My talk at church

Several of you have emailed to ask how the talk at church went.  You know, it felt really good!

I so rarely give talks--I lead discussions all the time, but "giving a talk" is less familiar terrain.  As I was getting the talk ready, I kept reading over it, thinking, "This doesn't really follow this.  This feels scattered."  I think what I wrote to Claire was that it's "hodge-podgy."  If a student had turned it in to me as an essay, I would have noted that it had a lot of great ideas, but that it didn't really have good transitions.  It was time to go to church, though, so I had to take the talk as it was and trust that it would be just fine.

The thing I realized is that when you're giving a talk, your performance--your voice, your use of your body, your timing--can substitute for clear written transitions, even a clear thesis.  And that's what happened!  "Embracing Human Diversity, or the Welcome Table" seemed to flow just fine, and folks were interested and had things to say to me afterward.  Only two people had prickly things to say--everybody else was quite warm.  (I'll note that I feel it's good to have people with prickly comments--if I don't piss anybody off, I'm not doing my job.)

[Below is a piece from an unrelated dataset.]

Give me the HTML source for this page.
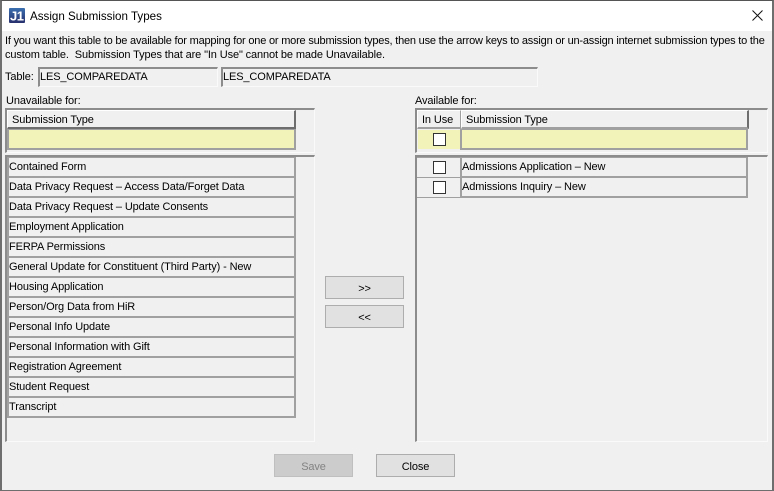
<!DOCTYPE html>
<html><head><meta charset="utf-8"><style>
html,body{margin:0;padding:0;width:774px;height:491px;overflow:hidden;background:#f0f0f0}
*{box-sizing:border-box}
div{position:absolute}
.t{font:11px/13px "Liberation Sans",sans-serif;letter-spacing:-.12px;color:#000;white-space:nowrap}
.sunk{border-top:2px solid #8c8c8c;border-left:2px solid #8c8c8c;border-right:1px solid #fafafa;border-bottom:1px solid #fafafa}
.row{left:7px;width:289px;height:20px;border:2px solid #a0a0a0;border-top:0;background:#f0f0f0;font:11px/13px "Liberation Sans",sans-serif;letter-spacing:-.12px;padding:3px 0 0 0;white-space:nowrap}
.rowr{left:460px;width:288px;height:20px;border:2px solid #a0a0a0;border-top:0;font:11px/13px "Liberation Sans",sans-serif;letter-spacing:-.12px;padding:3px 0 0 0;white-space:nowrap}
.cb{width:13px;height:13px;background:#fff;border:1px solid #333}
.btn{width:79px;height:23px;background:#e1e1e1;border:1px solid #adadad;font:11px/24px "Liberation Sans",sans-serif;letter-spacing:-.12px;text-align:center;color:#000}
</style></head><body>
<div style="left:0;top:0;width:774px;height:491px;border:2px solid #6e6e6e;border-top:1px solid #555;border-bottom:1px solid #6e6e6e"></div>
<div style="left:2px;top:1px;width:770px;height:30px;background:#fff"></div>
<svg style="position:absolute;left:9px;top:8px" width="16" height="15" viewBox="0 0 16 15"><defs><linearGradient id="g" x1="0" y1="0" x2="0" y2="1"><stop offset="0" stop-color="#3a6fb0"/><stop offset="1" stop-color="#28306e"/></linearGradient></defs><rect width="16" height="15" rx="1" fill="url(#g)"/><text x="1" y="12.500" font-family="Liberation Sans" font-weight="bold" font-size="13" letter-spacing="-.5" fill="#fff">J1</text></svg>
<div class="t" style="left:30px;top:9px;font-size:11.6px;letter-spacing:0;line-height:15px">Assign Submission Types</div>
<svg style="position:absolute;left:752px;top:10px" width="11" height="11"><path d="M.5.5l10 10M10.500.5l-10 10" stroke="#111" fill="none"/></svg>

<div class="t" style="left:5px;top:35px;letter-spacing:-.2px">If you want this table to be available for mapping for one or more submission types, then use the arrow keys to assign or un-assign internet submission types to the</div>
<div class="t" style="left:5px;top:49px;white-space:pre">custom table.  Submission Types that are "In Use" cannot be made Unavailable.</div>

<div class="t" style="left:5px;top:71px">Table:</div>
<div class="sunk t" style="left:38px;top:67px;width:180px;height:20px;padding:2px 0 0 0">LES_COMPAREDATA</div>
<div class="sunk t" style="left:221px;top:67px;width:317px;height:20px;padding:2px 0 0 0">LES_COMPAREDATA</div>

<div class="t" style="left:6px;top:95px">Unavailable for:</div>
<div class="t" style="left:415px;top:95px">Available for:</div>

<!-- left header -->
<div class="sunk" style="left:5px;top:108px;width:310px;height:45px"></div>
<div style="left:7px;top:110px;width:289px;height:19px;border:1px solid #fff;border-right:2px solid #6e6e6e;border-bottom:2px solid #6e6e6e"></div>
<div class="t" style="left:12px;top:114px">Submission Type</div>
<div style="left:7px;top:129px;width:289px;height:21px;background:#f2f3b8;border:2px solid #a0a0a0;border-top-width:1px"></div>
<div class="sunk" style="left:5px;top:155px;width:310px;height:287px"></div>
<div style="left:7px;top:157px;width:289px;height:1px;background:#a0a0a0"></div>

<div class="row" style="top:158px">Contained Form</div>
<div class="row" style="top:178px">Data Privacy Request – Access Data/Forget Data</div>
<div class="row" style="top:198px">Data Privacy Request – Update Consents</div>
<div class="row" style="top:218px">Employment Application</div>
<div class="row" style="top:238px">FERPA Permissions</div>
<div class="row" style="top:258px">General Update for Constituent (Third Party) - New</div>
<div class="row" style="top:278px">Housing Application</div>
<div class="row" style="top:298px">Person/Org Data from HiR</div>
<div class="row" style="top:318px">Personal Info Update</div>
<div class="row" style="top:338px">Personal Information with Gift</div>
<div class="row" style="top:358px">Registration Agreement</div>
<div class="row" style="top:378px">Student Request</div>
<div class="row" style="top:398px">Transcript</div>

<!-- right header -->
<div class="sunk" style="left:415px;top:108px;width:353px;height:45px"></div>
<div style="left:417px;top:110px;width:44px;height:19px;border:1px solid #fff;border-right:1px solid #a0a0a0;border-bottom:2px solid #a0a0a0"></div>
<div class="t" style="left:422px;top:114px">In Use</div>
<div style="left:461px;top:110px;width:288px;height:19px;border:1px solid #fff;border-right:2px solid #6e6e6e;border-bottom:2px solid #a0a0a0"></div>
<div class="t" style="left:466px;top:114px">Submission Type</div>
<div style="left:418px;top:130px;width:42px;height:19px;background:#f2f3b8"></div>
<div class="cb" style="left:433px;top:133px"></div>
<div style="left:460px;top:129px;width:288px;height:21px;background:#f2f3b8;border:2px solid #a0a0a0;border-top-width:1px"></div>
<div class="sunk" style="left:415px;top:155px;width:353px;height:287px"></div>

<div style="left:417px;top:157px;width:331px;height:1px;background:#a0a0a0"></div>
<div style="left:417px;top:177px;width:43px;height:1px;background:#a0a0a0"></div>
<div style="left:417px;top:197px;width:43px;height:1px;background:#a0a0a0"></div>
<div class="cb" style="left:433px;top:161px"></div>
<div class="cb" style="left:433px;top:181px"></div>
<div class="rowr" style="top:158px">Admissions Application – New</div>
<div class="rowr" style="top:178px">Admissions Inquiry – New</div>

<div class="btn" style="left:325px;top:276px">&gt;&gt;</div>
<div class="btn" style="left:325px;top:305px">&lt;&lt;</div>
<div class="btn" style="left:274px;top:454px;background:#cccccc;border-color:#bfbfbf;color:#838383">Save</div>
<div class="btn" style="left:376px;top:454px">Close</div>
</body></html>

I talked about ways in which lefty smarty-pants (a term Biffle came up with) are all about embracing diversity--which is great!  And I gave some examples of how the Unitarians' embrace of diversity had won me over, despite my intense suspicion of any religious community.  Then I noted ways that well-intentioned folks can become complacent and complicit in the oppression of others.  I quoted Peggy McIntosh, Harriet McBryde Johnson, and bell hooks.  I talked about my own lived experience.  I talked quite a bit about disability and about Maybelle.

Apparently the talk will eventually become a podcast, and I'll let you know when that happens.

The truly great thing about the service is that all the pieces came together astonishingly well.  I wasn't entirely sure what I was going to say until I got up and said it, but I'd invited Biffle to do the music, and I'd invited Drisana McDaniel to do a couple of readings.  Biffle brought in the Beebos, a fantastic bluegrass band made of him, Bob Sachs, and Gary Hewitt.  The congregation clapped after every single song--even the offertory!  I don't believe we've ever clapped for the offertory background music before.

Drisana did two readings that were weirdly well connected to the things I was saying.  I'm sorry that the whole service won't become a podcast, because the music and the readings were a big part of what made the whole experience so satisfying for me.

After the service, we went to Jack's Cosmic Dogs for some celebratory Unitarian food.


Cate Bush said...

I can't wait to hear the podcast. I'm glad your talk was so satisfying. I love you!

Cindy said...

oh my gosh I can't wait to hear this talk, or "sermon" as we protestants call it! ;)
Please post a link when it is up and available!